**RECORDED INFORMATION**
>> BEGIN
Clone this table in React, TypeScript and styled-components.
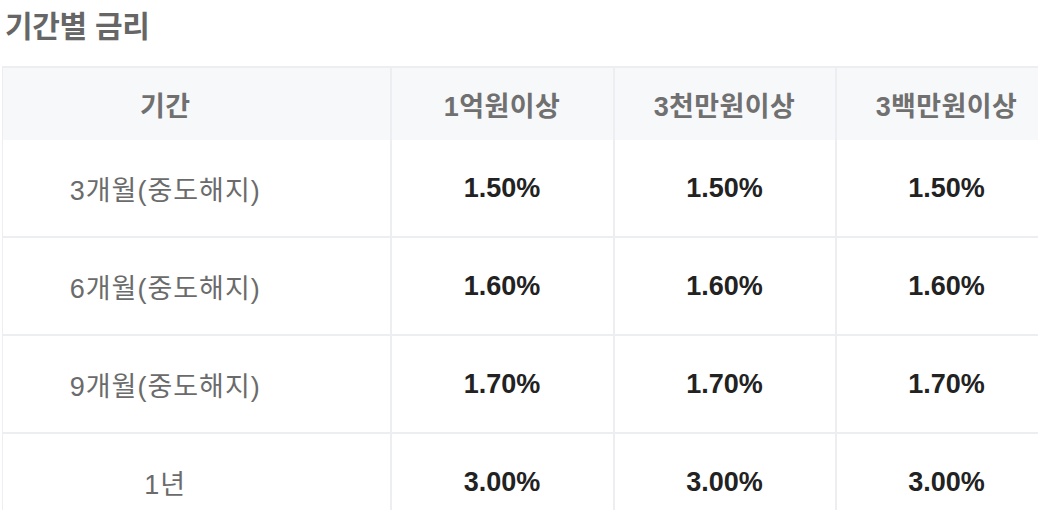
import styled, { createGlobalStyle } from "styled-components";

const GlobalStyle = createGlobalStyle`
  html, body {
    margin: 0;
    padding: 0;
    background: #ffffff;
    overflow: hidden;
  }
  body {
    font-family: "Liberation Sans", "Noto Sans CJK KR", sans-serif;
  }
`;

const Page = styled.div`
  width: 1038px;
  height: 510px;
  overflow: hidden;
  padding-left: 2px;
  box-sizing: border-box;
`;

const Title = styled.h2`
  margin: 0;
  padding: 8px 0 0 3px;
  height: 66px;
  box-sizing: border-box;
  font-size: 30px;
  line-height: 38px;
  font-weight: 700;
  color: #666666;
  letter-spacing: -0.3px;
`;

const Table = styled.table`
  width: 1055px;
  border-collapse: collapse;
  table-layout: fixed;
  border-top: 2px solid #eceef2;
  border-left: 1px solid #eceef2;
`;

const HeadCell = styled.th<{ $first?: boolean }>`
  height: 72px;
  padding: 0 ${(p) => (p.$first ? "62px" : "0")} 0 0;
  background: #f7f8fa;
  color: #707070;
  font-size: 27px;
  font-weight: 700;
  letter-spacing: 0.4px;
  text-align: center;
  border-right: 2px solid #eceef2;
`;

const Row = styled.tr`
  border-bottom: 2px solid #eceef2;
`;

const Cell = styled.td<{ $first?: boolean }>`
  height: 96px;
  padding: 0 ${(p) => (p.$first ? "62px" : "0")} 0 0;
  text-align: center;
  border-right: 2px solid #eceef2;
  font-size: 27px;
  letter-spacing: ${(p) => (p.$first ? "1px" : "0")};
  font-weight: ${(p) => (p.$first ? 400 : 700)};
  color: ${(p) => (p.$first ? "#6b6b6b" : "#222222")};
`;

const rows = [
  { period: "3개월(중도해지)", rates: ["1.50%", "1.50%", "1.50%"] },
  { period: "6개월(중도해지)", rates: ["1.60%", "1.60%", "1.60%"] },
  { period: "9개월(중도해지)", rates: ["1.70%", "1.70%", "1.70%"] },
  { period: "1년", rates: ["3.00%", "3.00%", "3.00%"] },
];

const App = () => {
  return (
    <Page>
      <GlobalStyle />
      <Title>기간별 금리</Title>
      <Table>
        <colgroup>
          <col style={{ width: 388 }} />
          <col style={{ width: 223 }} />
          <col style={{ width: 222 }} />
          <col style={{ width: 222 }} />
        </colgroup>
        <thead>
          <tr>
            <HeadCell $first>기간</HeadCell>
            <HeadCell>1억원이상</HeadCell>
            <HeadCell>3천만원이상</HeadCell>
            <HeadCell>3백만원이상</HeadCell>
          </tr>
        </thead>
        <tbody>
          {rows.map((r) => (
            <Row key={r.period}>
              <Cell $first>{r.period}</Cell>
              {r.rates.map((rate, i) => (
                <Cell key={i}>{rate}</Cell>
              ))}
            </Row>
          ))}
        </tbody>
      </Table>
    </Page>
  );
};

export default App;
>> END
**REQUIRED TASK**
Repeat the listing verbatim. Skip the pictures.

**SOLVED EXERCISE**
Clone this table in React, TypeScript and styled-components.
import styled, { createGlobalStyle } from "styled-components";

const GlobalStyle = createGlobalStyle`
  html, body {
    margin: 0;
    padding: 0;
    background: #ffffff;
    overflow: hidden;
  }
  body {
    font-family: "Liberation Sans", "Noto Sans CJK KR", sans-serif;
  }
`;

const Page = styled.div`
  width: 1038px;
  height: 510px;
  overflow: hidden;
  padding-left: 2px;
  box-sizing: border-box;
`;

const Title = styled.h2`
  margin: 0;
  padding: 8px 0 0 3px;
  height: 66px;
  box-sizing: border-box;
  font-size: 30px;
  line-height: 38px;
  font-weight: 700;
  color: #666666;
  letter-spacing: -0.3px;
`;

const Table = styled.table`
  width: 1055px;
  border-collapse: collapse;
  table-layout: fixed;
  border-top: 2px solid #eceef2;
  border-left: 1px solid #eceef2;
`;

const HeadCell = styled.th<{ $first?: boolean }>`
  height: 72px;
  padding: 0 ${(p) => (p.$first ? "62px" : "0")} 0 0;
  background: #f7f8fa;
  color: #707070;
  font-size: 27px;
  font-weight: 700;
  letter-spacing: 0.4px;
  text-align: center;
  border-right: 2px solid #eceef2;
`;

const Row = styled.tr`
  border-bottom: 2px solid #eceef2;
`;

const Cell = styled.td<{ $first?: boolean }>`
  height: 96px;
  padding: 0 ${(p) => (p.$first ? "62px" : "0")} 0 0;
  text-align: center;
  border-right: 2px solid #eceef2;
  font-size: 27px;
  letter-spacing: ${(p) => (p.$first ? "1px" : "0")};
  font-weight: ${(p) => (p.$first ? 400 : 700)};
  color: ${(p) => (p.$first ? "#6b6b6b" : "#222222")};
`;

const rows = [
  { period: "3개월(중도해지)", rates: ["1.50%", "1.50%", "1.50%"] },
  { period: "6개월(중도해지)", rates: ["1.60%", "1.60%", "1.60%"] },
  { period: "9개월(중도해지)", rates: ["1.70%", "1.70%", "1.70%"] },
  { period: "1년", rates: ["3.00%", "3.00%", "3.00%"] },
];

const App = () => {
  return (
    <Page>
      <GlobalStyle />
      <Title>기간별 금리</Title>
      <Table>
        <colgroup>
          <col style={{ width: 388 }} />
          <col style={{ width: 223 }} />
          <col style={{ width: 222 }} />
          <col style={{ width: 222 }} />
        </colgroup>
        <thead>
          <tr>
            <HeadCell $first>기간</HeadCell>
            <HeadCell>1억원이상</HeadCell>
            <HeadCell>3천만원이상</HeadCell>
            <HeadCell>3백만원이상</HeadCell>
          </tr>
        </thead>
        <tbody>
          {rows.map((r) => (
            <Row key={r.period}>
              <Cell $first>{r.period}</Cell>
              {r.rates.map((rate, i) => (
                <Cell key={i}>{rate}</Cell>
              ))}
            </Row>
          ))}
        </tbody>
      </Table>
    </Page>
  );
};

export default App;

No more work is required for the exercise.